# GIVEN EXERCISE:
All the data must come back unchanged, except that pictures are left out.

# DATASET CONTENT:
- - -

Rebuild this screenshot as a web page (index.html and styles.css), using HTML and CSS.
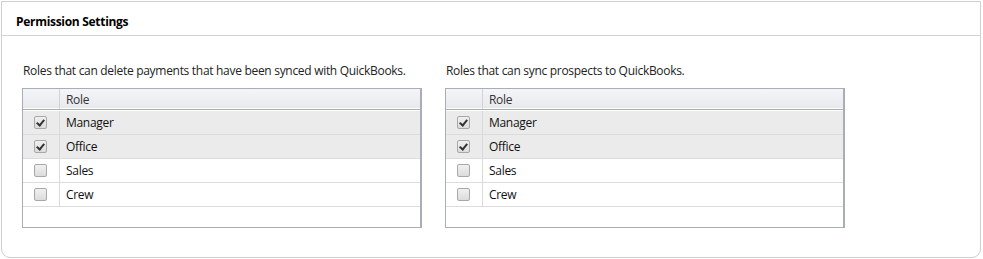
FILE: index.html
```html
<!DOCTYPE html>
<html>
<head>
<meta charset="utf-8">
<link rel="stylesheet" href="styles.css">
</head>
<body>
<div class="panel">
  <div class="panel-head">Permission Settings</div>
  <div class="panel-body">
    <div class="group">
      <p class="desc">Roles that can delete payments that have been synced with QuickBooks.</p>
      <div class="grid">
        <div class="row head"><div class="c1"></div><div class="c2">Role</div></div>
        <div class="row sel"><div class="c1"><span class="cb on"></span></div><div class="c2">Manager</div></div>
        <div class="row sel"><div class="c1"><span class="cb on"></span></div><div class="c2">Office</div></div>
        <div class="row"><div class="c1"><span class="cb"></span></div><div class="c2">Sales</div></div>
        <div class="row"><div class="c1"><span class="cb"></span></div><div class="c2">Crew</div></div>
        <div class="filler"></div>
      </div>
    </div>
    <div class="group">
      <p class="desc">Roles that can sync prospects to QuickBooks.</p>
      <div class="grid">
        <div class="row head"><div class="c1"></div><div class="c2">Role</div></div>
        <div class="row sel"><div class="c1"><span class="cb on"></span></div><div class="c2">Manager</div></div>
        <div class="row sel"><div class="c1"><span class="cb on"></span></div><div class="c2">Office</div></div>
        <div class="row"><div class="c1"><span class="cb"></span></div><div class="c2">Sales</div></div>
        <div class="row"><div class="c1"><span class="cb"></span></div><div class="c2">Crew</div></div>
        <div class="filler"></div>
      </div>
    </div>
  </div>
</div>
</body>
</html>
```
FILE: styles.css
```css
html, body { margin: 0; padding: 0; background: #fff; }
body { font-family: "Open Sans", "DejaVu Sans", sans-serif; font-size: 12px; letter-spacing: -0.3px; color: #111; }
.panel {
  margin: 1px 2px 1px 1px;
  width: 980px;
  height: 257px;
  box-sizing: border-box;
  border: 1px solid #cfcfcf;
  border-radius: 0 0 9px 9px;
}
.panel-head {
  height: 34px;
  box-sizing: border-box;
  border-bottom: 1px solid #d3d3d3;
  padding: 11px 0 0 14px;
  font-weight: bold;
  font-size: 12px;
  color: #000;
}
.panel-body {
  display: flex;
  gap: 23px;
  padding: 27px 0 0 20px;
}
.group { width: 400px; }
.desc { margin: 0 0 9px 1px; line-height: 16px; color: #222; white-space: nowrap; }
.grid {
  border: 1px solid #a9adb5;
  border-right-width: 2px;
  height: 140px;
  box-sizing: border-box;
  display: flex;
  flex-direction: column;
}
.row { display: flex; height: 24px; border-bottom: 1px solid #dcdcdc; box-sizing: border-box; }
.row.head {
  height: 21px;
  background: linear-gradient(#f4f5f8, #e7e9ed);
  border-bottom: 1px solid #a9adb5;
  box-shadow: inset 0 -1px 0 #fff;
  color: #333;
}
.row.head + .row { margin-top: 1px; }
.row.sel { background: #ebebeb; }
.c1 {
  width: 37px;
  box-sizing: border-box;
  padding-left: 11px;
  border-right: 1px solid #d9d9d9;
  display: flex;
  align-items: center;
}
.row.head .c1 { border-right-color: #d0d3d9; }
.c2 { padding-left: 6px; display: flex; align-items: center; }
.filler { flex: 1; }
.cb {
  display: block;
  width: 11px;
  height: 11px;
  border: 1px solid #a8a8a8;
  border-radius: 2px;
  background: linear-gradient(#f0f0f0, #dcdcdc);
  position: relative;
}
.cb.on::after {
  content: "";
  position: absolute;
  left: 3px;
  top: 1px;
  width: 3px;
  height: 6px;
  border: solid #333;
  border-width: 0 2px 2px 0;
  transform: rotate(40deg);
}
```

- - -

# EXERCISE RESPONSE:
Rebuild this screenshot as a web page (index.html and styles.css), using HTML and CSS.
FILE: index.html
```html
<!DOCTYPE html>
<html>
<head>
<meta charset="utf-8">
<link rel="stylesheet" href="styles.css">
</head>
<body>
<div class="panel">
  <div class="panel-head">Permission Settings</div>
  <div class="panel-body">
    <div class="group">
      <p class="desc">Roles that can delete payments that have been synced with QuickBooks.</p>
      <div class="grid">
        <div class="row head"><div class="c1"></div><div class="c2">Role</div></div>
        <div class="row sel"><div class="c1"><span class="cb on"></span></div><div class="c2">Manager</div></div>
        <div class="row sel"><div class="c1"><span class="cb on"></span></div><div class="c2">Office</div></div>
        <div class="row"><div class="c1"><span class="cb"></span></div><div class="c2">Sales</div></div>
        <div class="row"><div class="c1"><span class="cb"></span></div><div class="c2">Crew</div></div>
        <div class="filler"></div>
      </div>
    </div>
    <div class="group">
      <p class="desc">Roles that can sync prospects to QuickBooks.</p>
      <div class="grid">
        <div class="row head"><div class="c1"></div><div class="c2">Role</div></div>
        <div class="row sel"><div class="c1"><span class="cb on"></span></div><div class="c2">Manager</div></div>
        <div class="row sel"><div class="c1"><span class="cb on"></span></div><div class="c2">Office</div></div>
        <div class="row"><div class="c1"><span class="cb"></span></div><div class="c2">Sales</div></div>
        <div class="row"><div class="c1"><span class="cb"></span></div><div class="c2">Crew</div></div>
        <div class="filler"></div>
      </div>
    </div>
  </div>
</div>
</body>
</html>
```
FILE: styles.css
```css
html, body { margin: 0; padding: 0; background: #fff; }
body { font-family: "Open Sans", "DejaVu Sans", sans-serif; font-size: 12px; letter-spacing: -0.3px; color: #111; }
.panel {
  margin: 1px 2px 1px 1px;
  width: 980px;
  height: 257px;
  box-sizing: border-box;
  border: 1px solid #cfcfcf;
  border-radius: 0 0 9px 9px;
}
.panel-head {
  height: 34px;
  box-sizing: border-box;
  border-bottom: 1px solid #d3d3d3;
  padding: 11px 0 0 14px;
  font-weight: bold;
  font-size: 12px;
  color: #000;
}
.panel-body {
  display: flex;
  gap: 23px;
  padding: 27px 0 0 20px;
}
.group { width: 400px; }
.desc { margin: 0 0 9px 1px; line-height: 16px; color: #222; white-space: nowrap; }
.grid {
  border: 1px solid #a9adb5;
  border-right-width: 2px;
  height: 140px;
  box-sizing: border-box;
  display: flex;
  flex-direction: column;
}
.row { display: flex; height: 24px; border-bottom: 1px solid #dcdcdc; box-sizing: border-box; }
.row.head {
  height: 21px;
  background: linear-gradient(#f4f5f8, #e7e9ed);
  border-bottom: 1px solid #a9adb5;
  box-shadow: inset 0 -1px 0 #fff;
  color: #333;
}
.row.head + .row { margin-top: 1px; }
.row.sel { background: #ebebeb; }
.c1 {
  width: 37px;
  box-sizing: border-box;
  padding-left: 11px;
  border-right: 1px solid #d9d9d9;
  display: flex;
  align-items: center;
}
.row.head .c1 { border-right-color: #d0d3d9; }
.c2 { padding-left: 6px; display: flex; align-items: center; }
.filler { flex: 1; }
.cb {
  display: block;
  width: 11px;
  height: 11px;
  border: 1px solid #a8a8a8;
  border-radius: 2px;
  background: linear-gradient(#f0f0f0, #dcdcdc);
  position: relative;
}
.cb.on::after {
  content: "";
  position: absolute;
  left: 3px;
  top: 1px;
  width: 3px;
  height: 6px;
  border: solid #333;
  border-width: 0 2px 2px 0;
  transform: rotate(40deg);
}
```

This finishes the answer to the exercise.